Amy was the only choice to re-home. With broken hearts, we placed an ad about Amy and offered her free to a good home. I received a few responses but, after a short phone screening, I declined those folks. A few days went by and a woman called telling me that she is interested in Amy for her daughter and would need a beginner safe horse. Bingo. This woman sounded reasonable so I agreed to have them come and try my out. I offered with her, Amy’s winter blanket, grooming supplies, tack trunk, bridle and custom made Circle Y saddle.
This was a beginner’s dream! Not only were they getting a well-trained, anything safe horse, but all of her supplies and tack for FREE!
The only issue Amy had was a new case of greasy heel due to the barn flooding from the nearby creek after Hurricane Irene. Other than that, she was sound, healthy and tons of life and pep left in her at 20 years old.
The woman, her daughter and neighbor came to see Amy a few days after our phone conversation.
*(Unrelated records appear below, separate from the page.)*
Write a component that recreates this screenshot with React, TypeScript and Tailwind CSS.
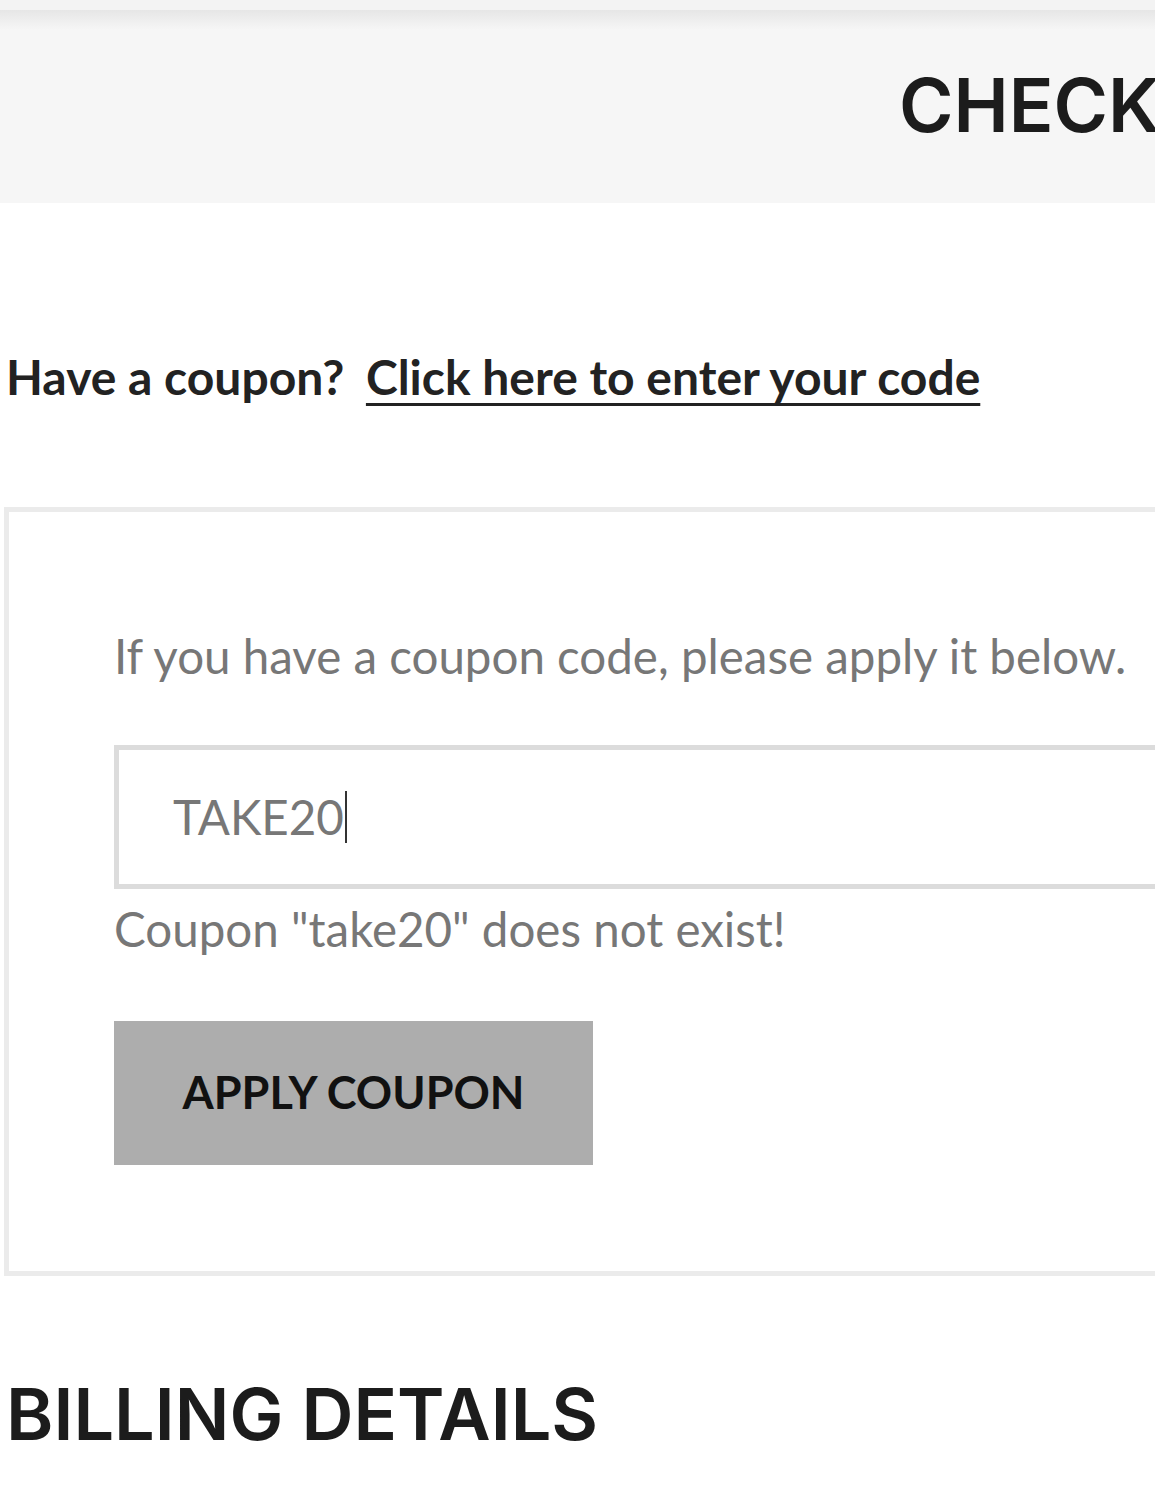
const body = { fontFamily: 'Lato, "Liberation Sans", sans-serif' };
const heading = { fontFamily: 'Inter, "DejaVu Sans", sans-serif' };

export default function App() {
  return (
    <div className="min-h-[1500px] w-[1155px] overflow-hidden bg-white" style={body}>
      {/* top strip + header band */}
      <div className="h-[10px] bg-[#f3f3f3]" />
      <div className="h-[20px] bg-gradient-to-b from-[#e6e6e6] to-[#f6f6f6]" />
      <div className="flex h-[173px] items-center bg-[#f6f6f6] pb-[24px] pl-[899px]">
        <h1 className="whitespace-nowrap text-[74px] font-semibold leading-none text-[#1c1c1c]" style={heading}>
          CHECKOUT
        </h1>
      </div>

      <div className="pl-[6px]">
        <p className="mt-[146px] text-[48px] font-bold leading-[56px] text-[#222]">
          Have a coupon?{' '}
          <a href="#" className="ml-[10px] underline decoration-[3px] underline-offset-[8px]">
            Click here to enter your code
          </a>
        </p>
      </div>

      <div className="ml-[4px] mt-[102px] border-[5px] border-r-0 border-[#ebebeb] pb-[106px] pl-[105px] pt-[116px]">
        <p className="text-[47.5px] leading-[55px] text-[#777]">If you have a coupon code, please apply it below.</p>

        <div className="mt-[62px] flex h-[144px] items-center border-[5px] border-r-0 border-[#dcdcdc] pl-[54px]">
          <span className="text-[47.5px] text-[#777]">TAKE20</span>
          <span className="ml-[1px] h-[52px] w-[2px] bg-[#333]" />
        </div>

        <p className="mt-[12px] text-[47.5px] leading-[55px] text-[#777]">Coupon "take20" does not exist!</p>

        <button className="mt-[65px] flex h-[144px] w-[479px] items-center justify-center bg-[#adadad] text-[45px] font-bold text-[#111]">
          APPLY COUPON
        </button>
      </div>

      <h2 className="ml-[6px] mt-[102px] text-[72px] font-semibold leading-none text-[#1c1c1c]" style={heading}>
        BILLING DETAILS
      </h2>
    </div>
  );
}
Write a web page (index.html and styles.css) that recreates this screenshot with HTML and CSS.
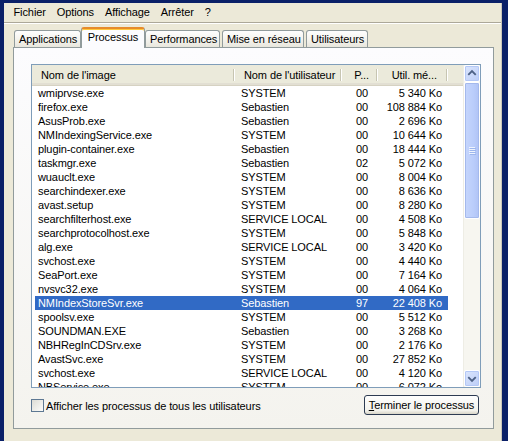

All I wanted was a great new home for her and to be able to bless another person with this wonderful horse. They fell in love with Amy immediately. The neighbor said, words to the effect of “that is one good horse” “you are lucky to have found her and she’s free! You just don’t come by horses like this every day”.
So, after a short test ride in the corral, the review and signing of a contract in which I made certain to give me the “right of first refusal” if they ever needed to rehome Amy for any reason. We packed up Amy’s things and loaded her onto the trailer with a lot of coaxing and she was off to her new life with an eager 14 year old girl and things looked great.
We kept in touch via Facebook and saw the girl and Amy bond, ride, have fun etc… Time passed and less and less updates were had, fewer pictures posted. So it was put on my heart to ask about Amy. No response for a little while, so I became concerned and messaged again asking about Amy.
Then I received a response that I did not expect. It seemed that the girl had “outgrown” Amy and wanted to advance. Now I will have you all know, Amy is highly trained and can perform and compete at any level – however, she is older so may not have been able to keep up, be as fast etc… I will let you know that I do not blame the girl for wanting to advance and become a better rider, ride more than Amy could handle etc…
So the message read that they were possibly going to be looking for a new situation for Amy. My heart sank. My barn had no room and so I had to decline taking Amy for the time being. They promised me that Amy would go to a great family only and that they loved Amy very much.
They had recently purchased another horse from a broker and she seemed very reputable so they decided to re-home Amy with her as she promised to find a good home for Amy and the horse they purchased from her was healthy, safe and sane.
It turned out that this broker was not so reputable and had many many complaints pending against her. Thus Amy inadvertently ended up in a bad situation. The link below is a complaint that mentions Amy specifically.
A short time after Amy was placed at this broker’s barn, I received an urgent call from one of my boarders who was a racehorse trainer said that another racehorse trainer friend of mine was frantically trying to contact me about a horse.
So I called back and was told to contact an investigator immediately about a horse that she knew used to be mine and her name was “Amy”. Alarm bells went off in my heart and head immediately as I had worked in the past with this investigator regarding horse neglect, abuse cases.
To make a twisty, turny, bad story short, after my conversation with my investigator friend, I called the family that I placed Amy with immediately and they were appalled and shocked that this was happening. The husband took a trip out to the broker’s barn and looked Amy over they went the next day with a trailer and $500 to bail Amy out and get her back to safety. They had to pay $500 to this woman to buy Amy back but they had GIVEN Amy to her for free just as I had given Amy to them just in hopes of having a good home for her.
While Amy was in this woman’s “care” she was not fed properly, had lost condition and was kept in deplorable conditions including being penned with a stallion and possibly in foal. Amy is 22 years old and in her weakened state, would not have survived having a a foal.
The family called the vet out, got the necessary treatments for Amy, put weight back on and then wanted to re-home her again but ONLY with me. As it turned out, we were just in the process of taking over the entire farm so now we could indeed take Amy!